O maça çıkmadı. Sonra geldiler, beni tribünden aldılar, iyi kötü oynadım. Sonra
Oya Sarı ile evlendi. Oya'nın babası Ziya Sarı çok zengindi. O zamanlar Metin
karısına transfer için noterden vekalet vermiş. Galatasaray bir Rusya turnesine
çıktı. O sıralarda Metin Oktay İzmirspor'a gelecek diye söylentiler çıktı.

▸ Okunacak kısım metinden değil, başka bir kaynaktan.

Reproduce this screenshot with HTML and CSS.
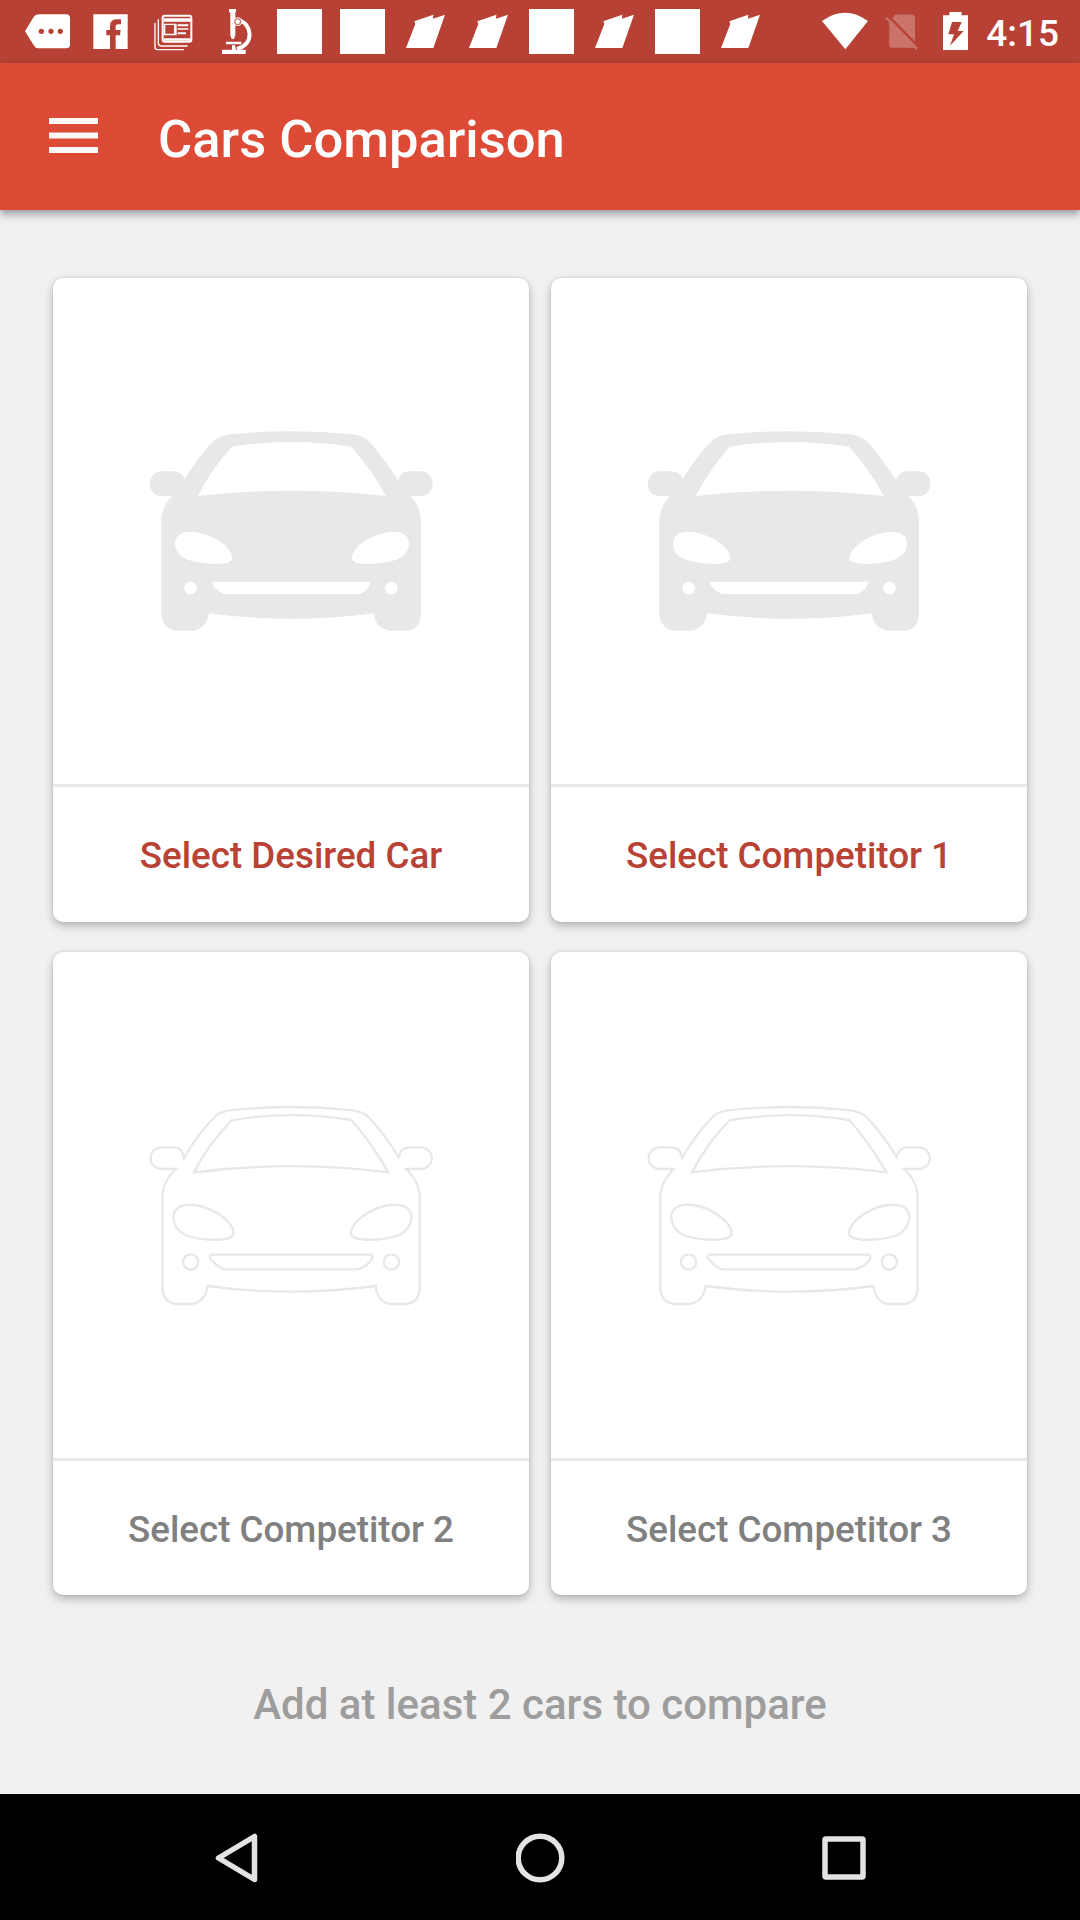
FILE: index.html
```html
<!DOCTYPE html>
<html lang="en">
<head>
<meta charset="utf-8">
<title>Cars Comparison</title>
<link rel="stylesheet" href="styles.css">
</head>
<body>
<svg class="defs" aria-hidden="true">
  <symbol id="flag" viewBox="0 0 135 135"><path fill="#fff" d="M9 117 L37 45 L34 37 L91 17 L90 29 L126 17 L91 117Z"/></symbol>
  <symbol id="square" viewBox="0 0 135 135"><path fill="#fff" d="M0 0H135V135H0Z"/></symbol>
  <symbol id="car-solid" viewBox="0 0 966 720">
    <path fill="#e8e8e8" fill-rule="evenodd" d="M164 207 Q205 139 251 93 Q270 77 300 73 Q480 54 668 73 Q697 76 719 96 Q762 145 804 210 Q814 185 836 184 H874 C920 187 918 257 874 258 H841 Q872 289 873 331 V614 Q869 658 832 662 H778 Q735 655 732 610 Q484 643 237 610 Q231 652 193 662 H142 Q99 658 94 614 V327 Q97 288 126 258 H94 C48 256 49 187 94 184 H128 Q157 184 164 207Z
    M203 258 Q484 226 768 258 Q721 173 663 110 Q482 82 305 110 Q247 174 203 258Z
    M135 401 C137 354 201 356 263 390 Q310 420 306 448 C298 470 211 463 170 448 Q135 432 135 401Z
    M837 401 C835 354 771 356 709 390 Q662 420 666 448 C674 470 761 463 802 448 Q837 432 837 401Z
    M244 515 H722 Q716 540 689 552 H282 Q253 540 244 515Z
    M163 534a19 19 0 1 0 38 0a19 19 0 1 0-38 0Z M765 534a19 19 0 1 0 38 0a19 19 0 1 0-38 0Z"/>
  </symbol>
  <symbol id="car-outline" viewBox="0 0 966 720">
    <g fill="none" stroke="#e8e8e8" stroke-width="7">
      <path d="M162 219 Q205 145 254 96 Q269 80 299 76 Q484 56 670 76 Q698 80 715 96 Q761 143 806 216 Q811 187 838 187 H874 C916 190 916 249 874 252 H828 Q867 289 869 329 V613 Q865 652 830 657 H780 Q742 650 737 603 Q484 637 232 603 Q228 649 184 657 H138 Q101 652 97 613 V327 Q100 289 138 252 H94 C51 249 51 190 94 187 H130 Q158 187 162 219Z"/>
      <path d="M192 262 Q484 225 775 262 Q721 168 664 105 Q482 75 305 106 Q237 174 192 262Z"/>
      <path d="M130 400 C128 350 198 348 261 384 Q312 416 311 447 C302 472 212 467 166 450 Q133 433 130 400Z"/>
      <path d="M844 400 C846 350 776 348 713 384 Q662 416 663 447 C672 472 762 467 808 450 Q841 433 844 400Z"/>
      <path d="M245 509 H722 Q732 513 724 526 Q705 549 681 553 H283 Q270 552 243 524 Q235 513 245 509Z"/>
      <circle cx="182" cy="531" r="23"/><circle cx="784" cy="531" r="23"/>
    </g>
  </symbol>
</svg>
<div class="screen">
  <div class="status">
    <div class="notifications">
      <svg class="icon" viewBox="0 0 135 135"><path fill="#fff" fill-rule="evenodd" d="M0 67 L26 24 Q31 16 40 16 H124 Q135 17 135 28 V108 Q134 118 124 118 H40 Q32 118 27 110Z M41 67a8 8 0 1 0 16 0a8 8 0 1 0-16 0Z M70 67a8 8 0 1 0 16 0a8 8 0 1 0-16 0Z M98 67a8 8 0 1 0 16 0a8 8 0 1 0-16 0Z"/></svg>
      <svg class="icon" viewBox="0 0 135 135"><path fill="#fff" fill-rule="evenodd" d="M16 16H119V120H83V79H96L98 63H83V53Q83 46 91 46H99V31H86Q66 31 66 51V63H55V79H66V120H16Z"/></svg>
      <svg class="icon" viewBox="0 0 135 135"><g fill="none" stroke="#fff" stroke-width="4"><path d="M12 42V115Q12 122 20 122H99M22 31V103Q22 111 31 111H110"/><rect x="35" y="20" width="86" height="78" rx="6" stroke-width="6"/></g><path fill="#fff" fill-rule="evenodd" d="M38 28H119V38H38Z M38 44H77V79H38Z M43 48V74H69V48Z M80 46H112V52H80Z M80 58H112V62H80Z M80 70H105V76H80Z M38 88H119V95H38Z"/></svg>
      <svg class="icon" viewBox="0 0 135 135"><g fill="#fff"><path d="M45 0H66V10H64V79L60 90H53L49 79V10H45Z M36 98H82V106H36Z M24 122H54V109H63L66 122H95V135H24Z"/><circle cx="71" cy="38" r="13"/></g><path fill="none" stroke="#fff" stroke-width="12" d="M77 35C113 45 123 105 69 120"/><circle cx="71" cy="38" r="9" fill="#fff" stroke="#b74134" stroke-width="3"/></svg>
      <svg class="icon"><use href="#square"/></svg>
      <svg class="icon"><use href="#square"/></svg>
      <svg class="icon"><use href="#flag"/></svg>
      <svg class="icon"><use href="#flag"/></svg>
      <svg class="icon"><use href="#square"/></svg>
      <svg class="icon"><use href="#flag"/></svg>
      <svg class="icon"><use href="#square"/></svg>
      <svg class="icon"><use href="#flag"/></svg>
    </div>
    <div class="system">
      <svg class="wifi" viewBox="0 0 138 120"><path fill="#fff" d="M0 27Q69 -23 138 27L70 112Z"/></svg>
      <svg class="sim" viewBox="0 0 100 120"><path fill="#cc7369" d="M31 7H81Q90 7 91 16V108H22Q13 108 13 99V29Z"/><path stroke="#b74134" stroke-width="7" d="M12 13L102 105"/><path stroke="#cc7369" stroke-width="7" d="M3 16L97 112"/></svg>
      <svg class="battery" viewBox="0 0 75 120"><path fill="#fff" fill-rule="evenodd" d="M19 0H56V10H75V114H0V10H19Z M27 30L16 67H33L21 101L62 57H44L56 30Z"/></svg>
      <span class="clock">4:15</span>
    </div>
  </div>
  <header class="appbar">
    <svg class="menu" viewBox="0 0 49 36"><path fill="#fff" fill-opacity=".96" d="M0 0H49V6H0Z M0 14.5H49V20.5H0Z M0 29H49V35H0Z"/></svg>
    <h1 class="title">Cars Comparison</h1>
  </header>
  <main class="content">
    <div class="grid">
      <section class="card"><div class="picture"><svg class="car"><use href="#car-solid"/></svg></div><div class="label active">Select Desired Car</div></section>
      <section class="card"><div class="picture"><svg class="car"><use href="#car-solid"/></svg></div><div class="label active">Select Competitor 1</div></section>
      <section class="card low"><div class="picture"><svg class="car"><use href="#car-outline"/></svg></div><div class="label">Select Competitor 2</div></section>
      <section class="card low"><div class="picture"><svg class="car"><use href="#car-outline"/></svg></div><div class="label">Select Competitor 3</div></section>
    </div>
    <p class="hint">Add at least 2 cars to compare</p>
  </main>
  <nav class="navbar">
    <svg class="nav-icon" viewBox="0 0 50 50"><path d="M42.5 3.5V46.5L6.5 25Z"/></svg>
    <svg class="nav-icon" viewBox="0 0 50 50"><circle cx="24" cy="25" r="21.8"/></svg>
    <svg class="nav-icon" viewBox="0 0 50 50"><rect x="6" y="6" width="38" height="38" rx="1"/></svg>
  </nav>
</div>
</body>
</html>
```
FILE: styles.css
```css
* { box-sizing: border-box; }
body { margin: 0; font-family: Roboto, sans-serif; font-weight: 500; }
.defs { display: none; }
svg { display: block; flex: none; }
.screen { width: 1080px; height: 1920px; display: flex; flex-direction: column; background: #f1f1f1; overflow: hidden; }

.status { height: 63px; flex: none; background: #b74134; display: flex; justify-content: space-between; padding: 0 21px 0 25px; }
.notifications { display: flex; gap: 18px; padding-top: 9px; }
.icon { width: 45px; height: 45px; }
.system { display: flex; align-items: flex-start; padding-top: 12px; }
.wifi { width: 46px; height: 40px; margin-right: 17px; }
.sim { width: 33px; height: 40px; margin: 0 25px 0 0; }
.battery { width: 25px; height: 40px; margin-right: 18px; }
.clock { color: #fff; font-size: 37px; line-height: 44px; }

.appbar { height: 147px; flex: none; background: #dd4b36; display: flex; align-items: center; padding: 0 49px; gap: 60px; box-shadow: 0 4px 8px rgba(40, 40, 60, .45); }
.menu { width: 49px; height: 36px; margin-bottom: 1px; }
.title { margin: 5px 0 0; color: #fff; font-size: 52.5px; font-weight: 500; line-height: 62px; white-space: nowrap; }

.content { flex: 1; padding: 68px 53px 0; }
.grid { display: grid; grid-template-columns: 476px 476px; column-gap: 22px; row-gap: 30px; }
.card { background: #fff; border-radius: 10px; box-shadow: 0 4px 10px rgba(0, 0, 0, .25), 0 0 3px rgba(0, 0, 0, .1); }
.picture { height: 509px; border-bottom: 3px solid #e9e9e9; display: flex; align-items: center; justify-content: center; padding-bottom: 2px; }
.car { width: 322px; height: 240px; }
.label { height: 135px; padding-top: 2px; display: flex; align-items: center; justify-content: center; font-size: 36.75px; color: #808080; white-space: nowrap; }
.low .label { height: 134px; }
.low .picture { padding-bottom: 0; }
.label.active { color: #b84335; }
.hint { margin: 85px 0 0; text-align: center; font-size: 42px; line-height: 50px; color: #9d9d9d; }

.navbar { height: 126px; flex: none; background: #000; display: flex; justify-content: space-between; align-items: center; padding: 1px 211px 0 212px; }
.nav-icon { width: 50px; height: 50px; fill: none; stroke: #e3e3e3; stroke-width: 5.5; stroke-linejoin: round; }
```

Hatta o gelecek diye ben, Oya Sarı, Ziya Sarı, bir de trafik kazasında ölen
umumi kaptan Nazır Sipahi - babası İlyas da bizde başkanlık yapmıştı - gittik
Çiğli havaalanına bekledik. Metin gelmeyince Oya ondan boşandı. Söz heykelden
açılmışken, rahmetli Tarık abi esprili bir insandı. Bir gün ona 'Tarık abi,
senin heykelini dikelim,' dedim. 'Ne o, yüzüme tüküremediler, heykelime mi
tükürecekler?' diye cevap vermişti. Elimde olsa Eşrefpaşa'nın her sokağına,
Hatay'ın her sokağına Tarık Gençay'ın ismini verirdim."